Auto ElectricsPart 1 



... on 12 to 6 volt reduction  
The subject of running 6 volt devices from a 12 volt battery often comes up.
From the general discussions I've seen, some important information is overlooked. This is very simplified, but I hope this helps some. I drew these diagrams with the intent to explain using a ballast resistor with a 6 volt coil, but the electrical theory applies equally to any voltage reduction application. 

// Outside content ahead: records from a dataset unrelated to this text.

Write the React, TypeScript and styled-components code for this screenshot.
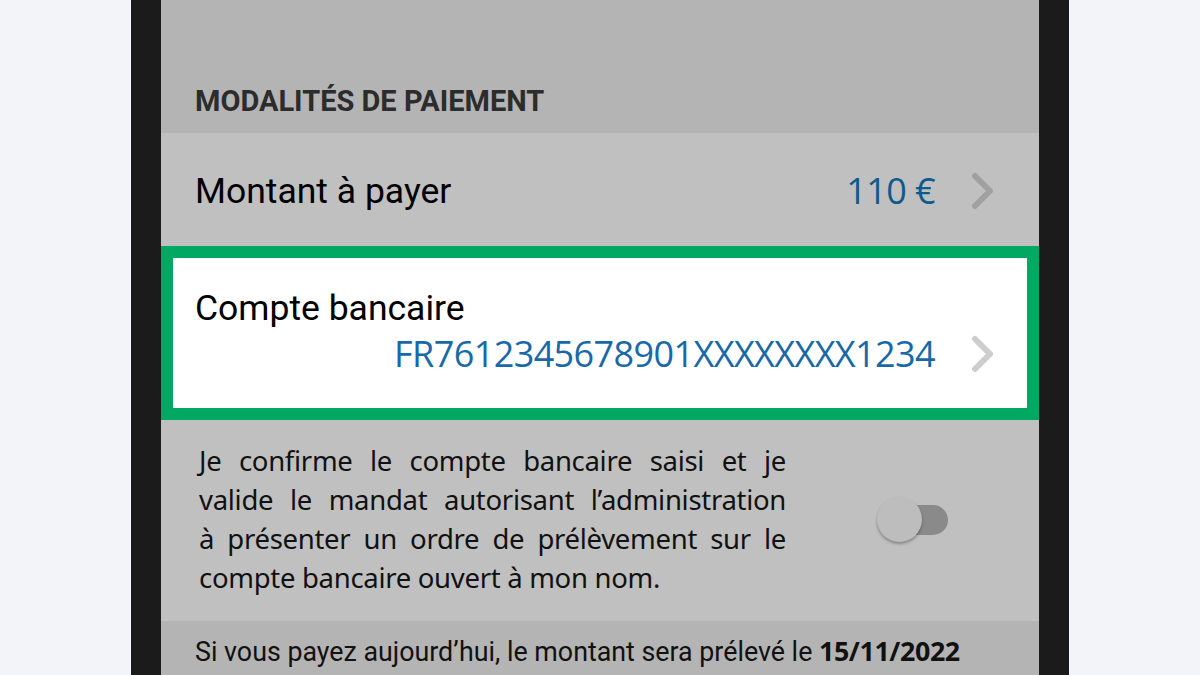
import React from "react";
import styled, { createGlobalStyle } from "styled-components";

const GlobalStyle = createGlobalStyle`
  html, body { margin: 0; padding: 0; }
  body {
    width: 1200px;
    height: 675px;
    overflow: hidden;
    background: #f3f4f9;
    font-family: Roboto, "Noto Sans", sans-serif;
  }
`;

const Page = styled.div`
  width: 1200px;
  height: 675px;
  display: flex;
  justify-content: center;
  background: #f3f4f9;
`;

const Phone = styled.div`
  width: 878px;
  height: 675px;
  border-left: 30px solid #1b1b1b;
  border-right: 30px solid #1b1b1b;
  display: flex;
  flex-direction: column;
  background: #b4b4b4;
`;

const SectionHeader = styled.div`
  height: 133px;
  box-sizing: border-box;
  display: flex;
  align-items: flex-end;
  padding: 0 34px 15px;
  background: #b4b4b4;
`;

const SectionTitle = styled.h2`
  margin: 0;
  font-family: Roboto, sans-serif;
  font-weight: 700;
  font-size: 29px;
  line-height: 34px;
  color: #2c2c2c;
`;

const Row = styled.div`
  height: 113px;
  box-sizing: border-box;
  display: flex;
  align-items: center;
  padding: 2px 44px 0 34px;
  background: #c0c0c0;
`;

const Label = styled.div`
  flex: 1;
  font-family: Roboto, sans-serif;
  font-size: 35.5px;
  line-height: 42px;
  color: #000;
`;

const Value = styled.div<{ $tone: "dim" | "bright" }>`
  font-family: "Open Sans", "Noto Sans", sans-serif;
  font-size: 36px;
  line-height: 44px;
  letter-spacing: -0.6px;
  color: ${(p) => (p.$tone === "dim" ? "#0d5a8d" : "#1769a9")};
`;

const ChevronWrap = styled.div`
  width: 24px;
  height: 38px;
  margin-left: 36px;
  display: flex;
  align-items: center;
  justify-content: center;
  flex-shrink: 0;
`;

const Card = styled.div`
  height: 174px;
  box-sizing: border-box;
  border: 12px solid #00a862;
  background: #ffffff;
  padding: 29px 32px 0 22px;
  display: flex;
  flex-direction: column;
`;

const CardLabel = styled.div`
  font-family: Roboto, sans-serif;
  font-size: 35.5px;
  line-height: 42px;
  color: #000;
`;

const CardValueRow = styled.div`
  display: flex;
  align-items: center;
  justify-content: flex-end;
  margin-top: 3px;
`;

const Consent = styled.div`
  height: 201px;
  box-sizing: border-box;
  display: flex;
  align-items: center;
  padding: 0 0 4px 38px;
  background: #c0c0c0;
`;

const ConsentText = styled.div`
  width: 587px;
  font-family: "Noto Sans", "Open Sans", sans-serif;
  font-size: 27.5px;
  line-height: 39px;
  letter-spacing: -0.3px;
  color: #111;
`;

const ConsentLine = styled.div<{ $last?: boolean }>`
  text-align: ${(p) => (p.$last ? "left" : "justify")};
  text-align-last: ${(p) => (p.$last ? "left" : "justify")};
  white-space: nowrap;
`;

const ToggleArea = styled.div`
  flex: 1;
  display: flex;
  justify-content: flex-start;
  padding-left: 91px;
`;

const Toggle = styled.div`
  position: relative;
  width: 71px;
  height: 46px;
`;

const Track = styled.div`
  position: absolute;
  left: 4px;
  right: 0;
  top: 9px;
  height: 30px;
  border-radius: 15px;
  background: #8a8a8a;
`;

const Knob = styled.div`
  position: absolute;
  left: 0;
  top: 1px;
  width: 45px;
  height: 45px;
  border-radius: 50%;
  background: #bdbdbd;
  box-shadow: 0 2px 3px rgba(0, 0, 0, 0.3);
`;

const Footer = styled.div`
  flex: 1;
  background: #b4b4b4;
  padding: 13px 34px 0;
`;

const FooterText = styled.div`
  font-family: Roboto, sans-serif;
  font-size: 26.8px;
  line-height: 34px;
  color: #111;
  white-space: nowrap;
`;

const FooterDate = styled.b`
  font-family: "Open Sans", "Noto Sans", sans-serif;
  font-weight: 700;
  letter-spacing: -0.4px;
`;

const Chevron = ({ color }: { color: string }) => (
  <ChevronWrap>
    <svg width="24" height="38" viewBox="0 0 24 38">
      <polyline
        points="4,4 19,19 4,34"
        fill="none"
        stroke={color}
        strokeWidth="6"
        strokeLinecap="round"
        strokeLinejoin="round"
      />
    </svg>
  </ChevronWrap>
);

const consentLines = [
  "Je confirme le compte bancaire saisi et je",
  "valide le mandat autorisant l’administration",
  "à présenter un ordre de prélèvement sur le",
  "compte bancaire ouvert à mon nom.",
];

export default function App() {
  return (
    <>
      <GlobalStyle />
      <Page>
        <Phone>
          <SectionHeader>
            <SectionTitle>MODALITÉS DE PAIEMENT</SectionTitle>
          </SectionHeader>
          <Row>
            <Label>Montant à payer</Label>
            <Value $tone="dim">110 €</Value>
            <Chevron color="#a0a0a0" />
          </Row>
          <Card>
            <CardLabel>Compte bancaire</CardLabel>
            <CardValueRow>
              <Value $tone="bright">FR7612345678901XXXXXXXX1234</Value>
              <Chevron color="#cdcdcd" />
            </CardValueRow>
          </Card>
          <Consent>
            <ConsentText>
              {consentLines.map((l, i) => (
                <ConsentLine key={i} $last={i === consentLines.length - 1}>
                  {l}
                </ConsentLine>
              ))}
            </ConsentText>
            <ToggleArea>
              <Toggle>
                <Track />
                <Knob />
              </Toggle>
            </ToggleArea>
          </Consent>
          <Footer>
            <FooterText>
              Si vous payez aujourd’hui, le montant sera prélevé le{" "}
              <FooterDate>15/11/2022</FooterDate>
            </FooterText>
          </Footer>
        </Phone>
      </Page>
    </>
  );
}
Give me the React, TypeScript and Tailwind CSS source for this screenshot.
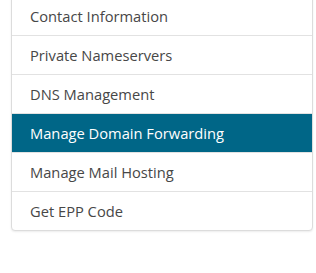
import React from "react";

const items = [
  "Contact Information",
  "Private Nameservers",
  "DNS Management",
  "Manage Domain Forwarding",
  "Manage Mail Hosting",
  "Get EPP Code",
];

export default function App() {
  const active = 3;
  return (
    <div className="h-[273px] w-[316px] bg-white font-['Open_Sans',sans-serif]">
      <div className="ml-[11px] -mt-[4px] w-[302px] rounded-b-[4px] border border-[#dcdcdc] bg-white shadow-[0_1px_2px_rgba(0,0,0,0.08)]">
        {items.map((label, i) => (
          <div
            key={label}
            className={
              "px-[18px] py-[9px] text-[14.7px] leading-[20px] " +
              (i > 0 ? "border-t border-[#e2e2e2] " : "") +
              (i === active ? "bg-[#006687] text-white" : "text-[#474747]")
            }
          >
            {label}
          </div>
        ))}
      </div>
    </div>
  );
}
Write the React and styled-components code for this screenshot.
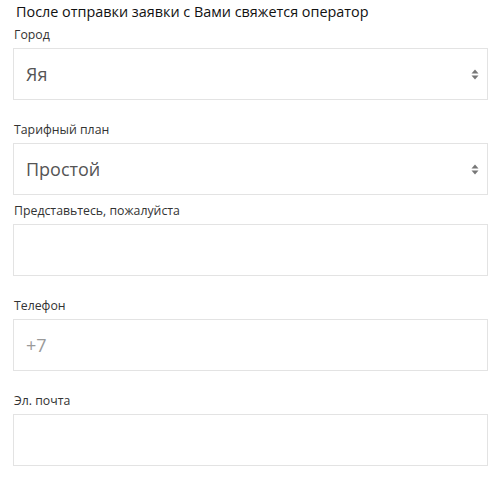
import React from "react"
import styled, { createGlobalStyle } from "styled-components"

const Global = createGlobalStyle`
  body {
    margin: 0;
    background: #fff;
    font-family: "Open Sans", "Noto Sans", sans-serif;
  }
`

const Form = styled.form`
  width: 475px;
  padding-left: 13px;
  display: flex;
  flex-direction: column;
`

const Title = styled.div`
  padding: 2px 0 0 3px;
  font-size: 14.4px;
  line-height: 20px;
  color: #111;
`

const Field = styled.div`
  display: flex;
  flex-direction: column;
  gap: 5px;
  margin-top: ${(p) => p.$gap}px;
`

const Label = styled.label`
  font-size: 12.3px;
  line-height: 16px;
  color: #333;
  padding-left: 1px;
`

const Box = styled.div`
  box-sizing: border-box;
  height: 52px;
  border: 1px solid #e3e3e3;
  display: flex;
  align-items: center;
  justify-content: space-between;
  padding: 0 8px 0 12px;
  font-size: 18px;
  color: ${(p) => (p.$muted ? "#9a9a9a" : "#555")};
`

const Arrows = () => (
  <svg width="8" height="11" viewBox="0 0 8 11">
    <path d="M4 0.5 L7.5 4.5 H0.5 Z" fill="#777" />
    <path d="M4 10.5 L7.5 6.5 H0.5 Z" fill="#777" />
  </svg>
)

const App = () => {
  return (
    <>
      <Global />
      <Form>
        <Title>После отправки заявки с Вами свяжется оператор</Title>
        <Field $gap={5}>
          <Label>Город</Label>
          <Box>
            Яя
            <Arrows />
          </Box>
        </Field>
        <Field $gap={22}>
          <Label>Тарифный план</Label>
          <Box>
            Простой
            <Arrows />
          </Box>
        </Field>
        <Field $gap={8}>
          <Label>Представьтесь, пожалуйста</Label>
          <Box />
        </Field>
        <Field $gap={22}>
          <Label>Телефон</Label>
          <Box $muted>+7</Box>
        </Field>
        <Field $gap={22}>
          <Label>Эл. почта</Label>
          <Box />
        </Field>
      </Form>
    </>
  )
}

export default App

There are 2 fundamental laws of electricity that apply here:
Kirchoff's law states that the sum of all voltages in a closed circuit is always zero. Ohms law defines the relationships between voltage, current, resistance and power 

Starting with a 6 volt system, consider the circuit here. The resistance could be anything (horn, headlights, gauges, coil, etc).
I've chosen to use a 1 ohm value for simplicity. Ohms law states: V = I x R (Voltage = Current x Resistance), or in this case, I = V ÷ R We know the voltage (6 v) and the resistance (1 ohm), so by laws of physics, the current must be 6 amps. You can rearrange the equation any way you want, so knowing any 2 of the 3 variables, you can always solve for the 3rd. 

Now consider the same circuit with a 12 v battery.
With no change to the "load" resistance, I = 12 ÷ 1, so the current has increased to 12 amps. (2x the voltage = 2x the current) The Power laws defines power dissipation: P(watts) = V x I With 6 volts, P = 6 x 6, or 36 watts; with 12 volts, it's 12 x 12, or 144 WATTS!!! 4 x the original! That poor resistor is going to get DAMNED hot, and probably die quickly! This is the major problem running 6 volt devices from 12 volts. While they might seem to operate OK, they'll get far hotter than they're designed for, and might well burn up. 

Now let's keep the 12 volt battery, and reduce the current through the load so it won't burn up.
To get the current back down to 6 amps, you'd need to double the resistance. That's what a "ballast resistor" or "voltage reducer" is for. By adding a 1 ohm ballast resistor, total circuit resistance is now 2 ohms, an since I = V ÷ R, the current is back down to 6 amps. Total power dissipation is still twice what it needs to be though: P = 12 x 6 = 72 watts. Half this power is consumed by the load, so the load device is back to it's normal values and power dissipation. The other half though, is simply wasted as heat in the ballast resistor. 

To understand how the ballast resistor functions, we apply Kirchoff's law. In our circuit, voltage across the ballast (V1) plus the voltage across the load (V2) must add up to 12 volts.
And we know the current (6 amps) and the resistances (1 ohm each), so applying ohms law, V = I x R, we get 6 volts across each resistance, which do indeed add up to 12 volts. What should be clear now, is that the VALUE of the ballast resistor must be EQUAL to the resistance value of the load! Say we changed the ballast resistor to 2 ohms, current would be 4 amps (possibly too little for the load), and voltage across the load would only be 4 volts (again possibly too little). Decreasing the ballast value would have the opposite effect. So there's NO SUCH THING as a universal ballast resistor or voltage reducer. They are tailored to specific applications, makes and models of parts. At the least, you MUST know the resistive value of the load you're trying to reduce the voltage to. 

You may have seen these things advertised as voltage reducers.
Unlike a purely resistive reducer, these are actually a solidstate voltage regulator. You can apply any voltage from 8 to 30 volts to the input, and the output will always be 6 volts. These are as close to a universal reducer as you'll get, but there are drawback and limitations:
To save money, go to Radio Shack and buy the part for @ $1.00, and wire it up yourself. For heavierduty applications, you can buy voltage regulators up to 5 amps (for @ $5.00), but they need a heat sink. Still cheaper and more accurate than a resistor.